→ **EXERCISE**: In your copy, reproduce the entries exactly as they are, minus the images.
++++++++++
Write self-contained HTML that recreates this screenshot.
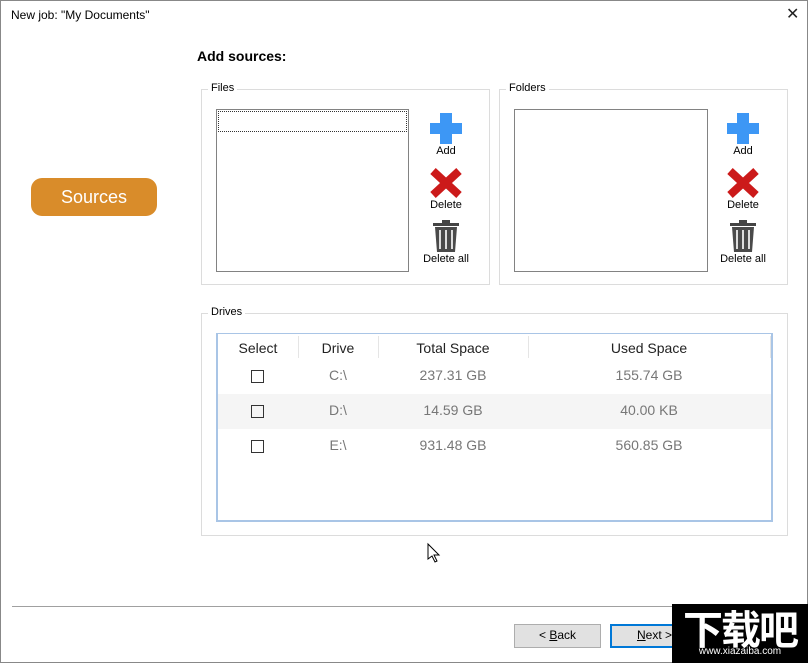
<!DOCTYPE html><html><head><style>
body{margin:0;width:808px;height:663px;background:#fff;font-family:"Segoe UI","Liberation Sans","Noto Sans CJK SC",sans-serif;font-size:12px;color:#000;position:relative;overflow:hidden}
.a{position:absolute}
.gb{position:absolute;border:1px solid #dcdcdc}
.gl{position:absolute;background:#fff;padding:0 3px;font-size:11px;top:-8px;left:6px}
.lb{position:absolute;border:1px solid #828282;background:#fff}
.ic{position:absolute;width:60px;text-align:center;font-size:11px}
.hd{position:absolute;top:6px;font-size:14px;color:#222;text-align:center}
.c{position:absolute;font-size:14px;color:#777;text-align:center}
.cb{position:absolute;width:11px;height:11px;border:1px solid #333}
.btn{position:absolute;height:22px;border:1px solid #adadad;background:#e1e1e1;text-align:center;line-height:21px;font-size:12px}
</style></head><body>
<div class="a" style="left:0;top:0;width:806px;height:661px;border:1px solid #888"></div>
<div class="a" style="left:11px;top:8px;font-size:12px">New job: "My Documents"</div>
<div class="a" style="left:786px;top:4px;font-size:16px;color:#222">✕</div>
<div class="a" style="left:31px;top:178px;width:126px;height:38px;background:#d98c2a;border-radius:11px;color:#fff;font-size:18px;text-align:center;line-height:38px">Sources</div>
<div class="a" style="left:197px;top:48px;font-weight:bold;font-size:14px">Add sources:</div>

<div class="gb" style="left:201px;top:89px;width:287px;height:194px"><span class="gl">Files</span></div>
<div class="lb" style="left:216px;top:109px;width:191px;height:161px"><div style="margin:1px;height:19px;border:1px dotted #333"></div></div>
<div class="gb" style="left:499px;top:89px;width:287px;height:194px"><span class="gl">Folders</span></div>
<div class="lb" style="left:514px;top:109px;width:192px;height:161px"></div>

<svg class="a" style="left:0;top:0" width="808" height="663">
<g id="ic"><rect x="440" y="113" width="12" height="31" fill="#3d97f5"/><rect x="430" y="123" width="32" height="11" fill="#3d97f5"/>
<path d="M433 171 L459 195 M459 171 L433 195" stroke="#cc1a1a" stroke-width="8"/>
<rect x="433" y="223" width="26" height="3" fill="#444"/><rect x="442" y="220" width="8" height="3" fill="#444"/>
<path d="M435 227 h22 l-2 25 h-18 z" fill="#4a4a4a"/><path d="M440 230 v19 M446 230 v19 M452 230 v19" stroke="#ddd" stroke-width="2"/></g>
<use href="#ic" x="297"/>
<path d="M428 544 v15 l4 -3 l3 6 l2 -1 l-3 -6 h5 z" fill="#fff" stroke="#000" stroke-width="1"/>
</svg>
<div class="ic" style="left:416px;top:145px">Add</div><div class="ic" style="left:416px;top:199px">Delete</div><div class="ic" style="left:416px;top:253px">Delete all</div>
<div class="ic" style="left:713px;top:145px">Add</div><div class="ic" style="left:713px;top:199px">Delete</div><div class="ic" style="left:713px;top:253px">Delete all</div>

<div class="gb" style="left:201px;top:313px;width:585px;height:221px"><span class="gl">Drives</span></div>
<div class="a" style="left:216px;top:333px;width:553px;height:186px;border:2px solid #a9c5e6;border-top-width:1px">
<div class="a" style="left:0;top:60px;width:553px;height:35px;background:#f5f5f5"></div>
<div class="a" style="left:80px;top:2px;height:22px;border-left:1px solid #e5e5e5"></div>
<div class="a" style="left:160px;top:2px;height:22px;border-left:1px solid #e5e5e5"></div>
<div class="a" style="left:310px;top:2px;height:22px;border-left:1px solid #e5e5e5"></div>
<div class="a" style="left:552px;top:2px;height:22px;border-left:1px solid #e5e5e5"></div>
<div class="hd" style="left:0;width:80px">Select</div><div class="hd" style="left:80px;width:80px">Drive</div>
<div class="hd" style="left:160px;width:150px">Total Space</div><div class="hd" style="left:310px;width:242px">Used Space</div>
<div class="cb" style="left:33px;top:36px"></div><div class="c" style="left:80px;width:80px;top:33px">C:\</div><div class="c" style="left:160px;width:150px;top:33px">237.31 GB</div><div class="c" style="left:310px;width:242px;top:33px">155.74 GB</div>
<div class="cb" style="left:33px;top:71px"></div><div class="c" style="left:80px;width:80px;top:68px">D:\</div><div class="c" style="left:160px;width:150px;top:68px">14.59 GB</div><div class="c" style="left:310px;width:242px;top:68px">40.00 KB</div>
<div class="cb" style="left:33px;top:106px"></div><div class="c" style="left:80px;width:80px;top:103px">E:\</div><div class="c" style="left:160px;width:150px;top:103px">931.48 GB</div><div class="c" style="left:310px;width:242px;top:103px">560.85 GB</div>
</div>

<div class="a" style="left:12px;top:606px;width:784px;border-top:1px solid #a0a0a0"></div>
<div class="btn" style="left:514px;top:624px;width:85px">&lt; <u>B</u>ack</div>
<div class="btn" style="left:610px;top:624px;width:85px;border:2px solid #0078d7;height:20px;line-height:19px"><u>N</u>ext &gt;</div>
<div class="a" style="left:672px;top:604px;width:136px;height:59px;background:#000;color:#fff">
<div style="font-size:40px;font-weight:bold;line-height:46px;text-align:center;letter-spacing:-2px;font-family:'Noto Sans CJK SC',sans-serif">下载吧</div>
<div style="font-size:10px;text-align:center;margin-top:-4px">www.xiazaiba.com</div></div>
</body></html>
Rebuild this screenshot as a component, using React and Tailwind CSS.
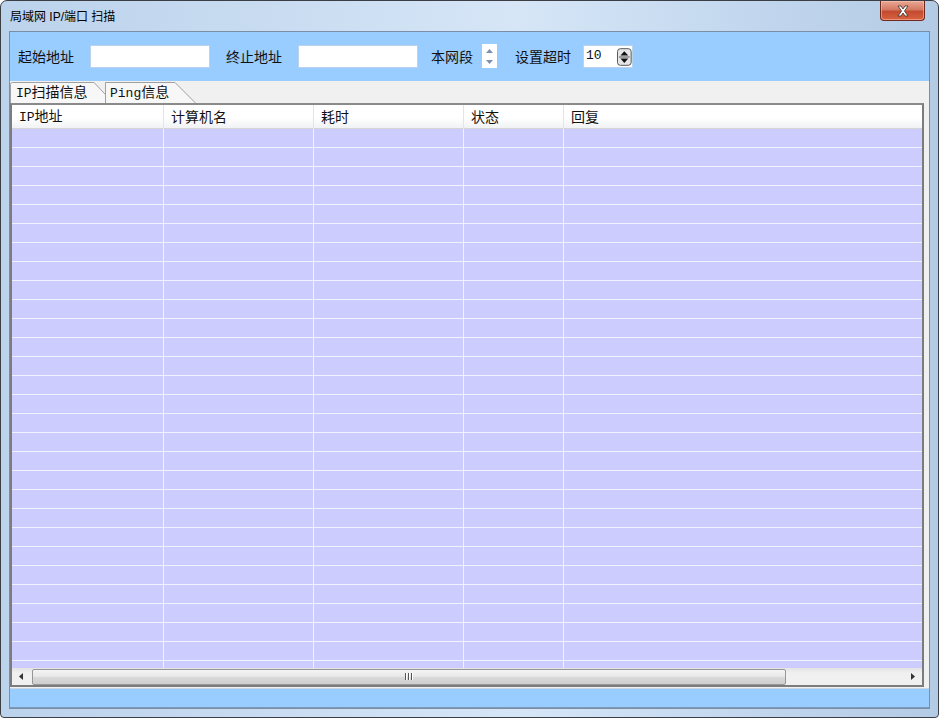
++++++++++
→ **SOLUTION TO THIS TASK**:
Write self-contained HTML that recreates this screenshot.
<!DOCTYPE html><html><head><style>
body{margin:0;width:808px;height:663px;background:#fff;font-family:"Segoe UI","Liberation Sans","Noto Sans CJK SC",sans-serif;font-size:12px;color:#000;position:relative;overflow:hidden}
.a{position:absolute}
.gb{position:absolute;border:1px solid #dcdcdc}
.gl{position:absolute;background:#fff;padding:0 3px;font-size:11px;top:-8px;left:6px}
.lb{position:absolute;border:1px solid #828282;background:#fff}
.ic{position:absolute;width:60px;text-align:center;font-size:11px}
.hd{position:absolute;top:6px;font-size:14px;color:#222;text-align:center}
.c{position:absolute;font-size:14px;color:#777;text-align:center}
.cb{position:absolute;width:11px;height:11px;border:1px solid #333}
.btn{position:absolute;height:22px;border:1px solid #adadad;background:#e1e1e1;text-align:center;line-height:21px;font-size:12px}
</style></head><body>
<div class="a" style="left:0;top:0;width:806px;height:661px;border:1px solid #888"></div>
<div class="a" style="left:11px;top:8px;font-size:12px">New job: "My Documents"</div>
<div class="a" style="left:786px;top:4px;font-size:16px;color:#222">✕</div>
<div class="a" style="left:31px;top:178px;width:126px;height:38px;background:#d98c2a;border-radius:11px;color:#fff;font-size:18px;text-align:center;line-height:38px">Sources</div>
<div class="a" style="left:197px;top:48px;font-weight:bold;font-size:14px">Add sources:</div>

<div class="gb" style="left:201px;top:89px;width:287px;height:194px"><span class="gl">Files</span></div>
<div class="lb" style="left:216px;top:109px;width:191px;height:161px"><div style="margin:1px;height:19px;border:1px dotted #333"></div></div>
<div class="gb" style="left:499px;top:89px;width:287px;height:194px"><span class="gl">Folders</span></div>
<div class="lb" style="left:514px;top:109px;width:192px;height:161px"></div>

<svg class="a" style="left:0;top:0" width="808" height="663">
<g id="ic"><rect x="440" y="113" width="12" height="31" fill="#3d97f5"/><rect x="430" y="123" width="32" height="11" fill="#3d97f5"/>
<path d="M433 171 L459 195 M459 171 L433 195" stroke="#cc1a1a" stroke-width="8"/>
<rect x="433" y="223" width="26" height="3" fill="#444"/><rect x="442" y="220" width="8" height="3" fill="#444"/>
<path d="M435 227 h22 l-2 25 h-18 z" fill="#4a4a4a"/><path d="M440 230 v19 M446 230 v19 M452 230 v19" stroke="#ddd" stroke-width="2"/></g>
<use href="#ic" x="297"/>
<path d="M428 544 v15 l4 -3 l3 6 l2 -1 l-3 -6 h5 z" fill="#fff" stroke="#000" stroke-width="1"/>
</svg>
<div class="ic" style="left:416px;top:145px">Add</div><div class="ic" style="left:416px;top:199px">Delete</div><div class="ic" style="left:416px;top:253px">Delete all</div>
<div class="ic" style="left:713px;top:145px">Add</div><div class="ic" style="left:713px;top:199px">Delete</div><div class="ic" style="left:713px;top:253px">Delete all</div>

<div class="gb" style="left:201px;top:313px;width:585px;height:221px"><span class="gl">Drives</span></div>
<div class="a" style="left:216px;top:333px;width:553px;height:186px;border:2px solid #a9c5e6;border-top-width:1px">
<div class="a" style="left:0;top:60px;width:553px;height:35px;background:#f5f5f5"></div>
<div class="a" style="left:80px;top:2px;height:22px;border-left:1px solid #e5e5e5"></div>
<div class="a" style="left:160px;top:2px;height:22px;border-left:1px solid #e5e5e5"></div>
<div class="a" style="left:310px;top:2px;height:22px;border-left:1px solid #e5e5e5"></div>
<div class="a" style="left:552px;top:2px;height:22px;border-left:1px solid #e5e5e5"></div>
<div class="hd" style="left:0;width:80px">Select</div><div class="hd" style="left:80px;width:80px">Drive</div>
<div class="hd" style="left:160px;width:150px">Total Space</div><div class="hd" style="left:310px;width:242px">Used Space</div>
<div class="cb" style="left:33px;top:36px"></div><div class="c" style="left:80px;width:80px;top:33px">C:\</div><div class="c" style="left:160px;width:150px;top:33px">237.31 GB</div><div class="c" style="left:310px;width:242px;top:33px">155.74 GB</div>
<div class="cb" style="left:33px;top:71px"></div><div class="c" style="left:80px;width:80px;top:68px">D:\</div><div class="c" style="left:160px;width:150px;top:68px">14.59 GB</div><div class="c" style="left:310px;width:242px;top:68px">40.00 KB</div>
<div class="cb" style="left:33px;top:106px"></div><div class="c" style="left:80px;width:80px;top:103px">E:\</div><div class="c" style="left:160px;width:150px;top:103px">931.48 GB</div><div class="c" style="left:310px;width:242px;top:103px">560.85 GB</div>
</div>

<div class="a" style="left:12px;top:606px;width:784px;border-top:1px solid #a0a0a0"></div>
<div class="btn" style="left:514px;top:624px;width:85px">&lt; <u>B</u>ack</div>
<div class="btn" style="left:610px;top:624px;width:85px;border:2px solid #0078d7;height:20px;line-height:19px"><u>N</u>ext &gt;</div>
<div class="a" style="left:672px;top:604px;width:136px;height:59px;background:#000;color:#fff">
<div style="font-size:40px;font-weight:bold;line-height:46px;text-align:center;letter-spacing:-2px;font-family:'Noto Sans CJK SC',sans-serif">下载吧</div>
<div style="font-size:10px;text-align:center;margin-top:-4px">www.xiazaiba.com</div></div>
</body></html>
Rebuild this screenshot as a component, using React and Tailwind CSS.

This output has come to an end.